### Work to do
Omit the pictures from the entries below and retype everything else exactly.

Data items
>> START
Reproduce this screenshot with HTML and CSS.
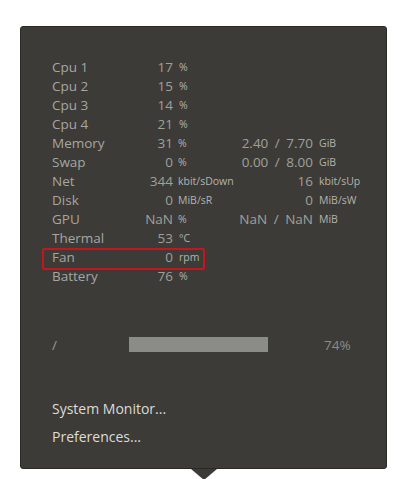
FILE: index.html
```html
<!DOCTYPE html>
<html lang="en">
<head>
    <meta charset="UTF-8">
    <meta name="viewport" content="width=device-width, initial-scale=1.0">
    <title>System Monitor Indicator</title>
    <link rel="stylesheet" href="styles.css">
</head>
<body>
    <div class="popup">
        <div class="stats">
            <div class="row"><span class="label">Cpu 1</span><span class="num">17</span><span class="unit">%</span></div>
            <div class="row"><span class="label">Cpu 2</span><span class="num">15</span><span class="unit">%</span></div>
            <div class="row"><span class="label">Cpu 3</span><span class="num">14</span><span class="unit">%</span></div>
            <div class="row"><span class="label">Cpu 4</span><span class="num">21</span><span class="unit">%</span></div>
            <div class="row"><span class="label">Memory</span><span class="num">31</span><span class="unit">%</span><span class="num">2.40 / 7.70</span><span class="unit">GiB</span></div>
            <div class="row"><span class="label">Swap</span><span class="num">0</span><span class="unit">%</span><span class="num">0.00 / 8.00</span><span class="unit">GiB</span></div>
            <div class="row"><span class="label">Net</span><span class="num">344</span><span class="unit">kbit/sDown</span><span class="num">16</span><span class="unit">kbit/sUp</span></div>
            <div class="row"><span class="label">Disk</span><span class="num">0</span><span class="unit">MiB/sR</span><span class="num">0</span><span class="unit">MiB/sW</span></div>
            <div class="row"><span class="label">GPU</span><span class="num">NaN</span><span class="unit">%</span><span class="num">NaN / NaN</span><span class="unit">MiB</span></div>
            <div class="row"><span class="label">Thermal</span><span class="num">53</span><span class="unit">°C</span></div>
            <div class="row highlight"><span class="label">Fan</span><span class="num">0</span><span class="unit">rpm</span></div>
            <div class="row"><span class="label">Battery</span><span class="num">76</span><span class="unit">%</span></div>
        </div>

        <!-- disk usage -->
        <div class="disk">
            <span class="mount">/</span>
            <div class="bar"><div class="fill" style="width: 100%"></div></div>
            <span class="percent">74%</span>
        </div>

        <div class="menu">
            <div class="menu-item">System Monitor...</div>
            <div class="menu-item">Preferences...</div>
        </div>
    </div>
    <div class="arrow"></div>
</body>
</html>
```

FILE: styles.css
```css
body {
    margin: 0;
    background-color: #ffffff;
    font-family: 'Open Sans', sans-serif;
}

.popup {
    box-sizing: border-box;
    width: 367px;
    margin: 26px 0 0 20px;
    padding: 30px 0 17px 31px;
    background-color: #3c3b37;
    border: 1px solid #2a2926;
    border-radius: 3px;
}

/* arrow pointing to the panel */
.arrow {
    width: 26px;
    height: 11px;
    margin-left: 191px;
    background-color: #3c3b37;
    clip-path: polygon(0 0, 100% 0, 50% 100%);
}

.row {
    position: relative;
    display: grid;
    grid-template-columns: 70px 51px 64px 76px auto;
    height: 19px;
    align-items: center;
    color: #a0a09b;
}

.label {
    font-size: 13.5px;
    color: #a6a6a1;
}

.num {
    text-align: right;
    font-size: 13.5px;
    white-space: nowrap;
    word-spacing: 3px;
}

.unit {
    padding-left: 5px;
    font-size: 10.5px;
    color: #b3b3ae;
    white-space: nowrap;
}

.row .unit:last-child {
    padding-left: 6px;
}

.highlight::after {
    content: '';
    position: absolute;
    left: -10px;
    top: 1px;
    width: 163px;
    height: 22px;
    box-sizing: border-box;
    border: 2px solid #c4161c;
    border-radius: 2px;
}

.disk {
    display: flex;
    align-items: center;
    height: 15px;
    margin-top: 52px;
    color: #9a9a95;
    font-size: 13.5px;
}

.mount {
    width: 77px;
}

.bar {
    width: 139px;
    height: 15px;
    background-color: #4a4945;
}

.fill {
    height: 100%;
    background-color: #8b8b87;
}

.percent {
    margin-left: 56px;
    color: #8c8c87;
}

.menu {
    margin-top: 43px;
}

.menu-item {
    height: 28px;
    line-height: 28px;
    font-size: 14px;
    color: #dddcd7;
}
```
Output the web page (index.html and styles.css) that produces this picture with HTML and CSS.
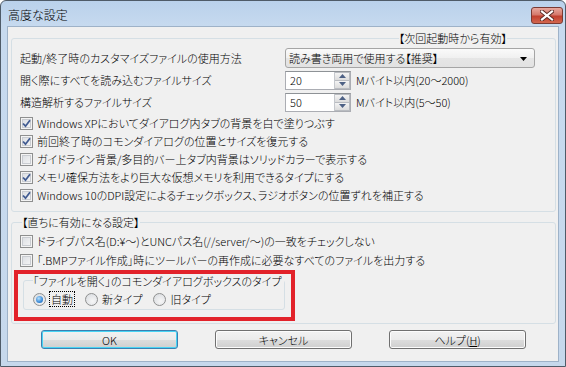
>> END
### Full response
Reproduce this screenshot with HTML and CSS.
FILE: index.html
```html
<!DOCTYPE html>
<html lang="en">
<head>
    <meta charset="UTF-8">
    <meta name="viewport" content="width=device-width, initial-scale=1.0">
    <title>System Monitor Indicator</title>
    <link rel="stylesheet" href="styles.css">
</head>
<body>
    <div class="popup">
        <div class="stats">
            <div class="row"><span class="label">Cpu 1</span><span class="num">17</span><span class="unit">%</span></div>
            <div class="row"><span class="label">Cpu 2</span><span class="num">15</span><span class="unit">%</span></div>
            <div class="row"><span class="label">Cpu 3</span><span class="num">14</span><span class="unit">%</span></div>
            <div class="row"><span class="label">Cpu 4</span><span class="num">21</span><span class="unit">%</span></div>
            <div class="row"><span class="label">Memory</span><span class="num">31</span><span class="unit">%</span><span class="num">2.40 / 7.70</span><span class="unit">GiB</span></div>
            <div class="row"><span class="label">Swap</span><span class="num">0</span><span class="unit">%</span><span class="num">0.00 / 8.00</span><span class="unit">GiB</span></div>
            <div class="row"><span class="label">Net</span><span class="num">344</span><span class="unit">kbit/sDown</span><span class="num">16</span><span class="unit">kbit/sUp</span></div>
            <div class="row"><span class="label">Disk</span><span class="num">0</span><span class="unit">MiB/sR</span><span class="num">0</span><span class="unit">MiB/sW</span></div>
            <div class="row"><span class="label">GPU</span><span class="num">NaN</span><span class="unit">%</span><span class="num">NaN / NaN</span><span class="unit">MiB</span></div>
            <div class="row"><span class="label">Thermal</span><span class="num">53</span><span class="unit">°C</span></div>
            <div class="row highlight"><span class="label">Fan</span><span class="num">0</span><span class="unit">rpm</span></div>
            <div class="row"><span class="label">Battery</span><span class="num">76</span><span class="unit">%</span></div>
        </div>

        <!-- disk usage -->
        <div class="disk">
            <span class="mount">/</span>
            <div class="bar"><div class="fill" style="width: 100%"></div></div>
            <span class="percent">74%</span>
        </div>

        <div class="menu">
            <div class="menu-item">System Monitor...</div>
            <div class="menu-item">Preferences...</div>
        </div>
    </div>
    <div class="arrow"></div>
</body>
</html>
```

FILE: styles.css
```css
body {
    margin: 0;
    background-color: #ffffff;
    font-family: 'Open Sans', sans-serif;
}

.popup {
    box-sizing: border-box;
    width: 367px;
    margin: 26px 0 0 20px;
    padding: 30px 0 17px 31px;
    background-color: #3c3b37;
    border: 1px solid #2a2926;
    border-radius: 3px;
}

/* arrow pointing to the panel */
.arrow {
    width: 26px;
    height: 11px;
    margin-left: 191px;
    background-color: #3c3b37;
    clip-path: polygon(0 0, 100% 0, 50% 100%);
}

.row {
    position: relative;
    display: grid;
    grid-template-columns: 70px 51px 64px 76px auto;
    height: 19px;
    align-items: center;
    color: #a0a09b;
}

.label {
    font-size: 13.5px;
    color: #a6a6a1;
}

.num {
    text-align: right;
    font-size: 13.5px;
    white-space: nowrap;
    word-spacing: 3px;
}

.unit {
    padding-left: 5px;
    font-size: 10.5px;
    color: #b3b3ae;
    white-space: nowrap;
}

.row .unit:last-child {
    padding-left: 6px;
}

.highlight::after {
    content: '';
    position: absolute;
    left: -10px;
    top: 1px;
    width: 163px;
    height: 22px;
    box-sizing: border-box;
    border: 2px solid #c4161c;
    border-radius: 2px;
}

.disk {
    display: flex;
    align-items: center;
    height: 15px;
    margin-top: 52px;
    color: #9a9a95;
    font-size: 13.5px;
}

.mount {
    width: 77px;
}

.bar {
    width: 139px;
    height: 15px;
    background-color: #4a4945;
}

.fill {
    height: 100%;
    background-color: #8b8b87;
}

.percent {
    margin-left: 56px;
    color: #8c8c87;
}

.menu {
    margin-top: 43px;
}

.menu-item {
    height: 28px;
    line-height: 28px;
    font-size: 14px;
    color: #dddcd7;
}
```
Output the web page (index.html and styles.css) that produces this picture with HTML and CSS.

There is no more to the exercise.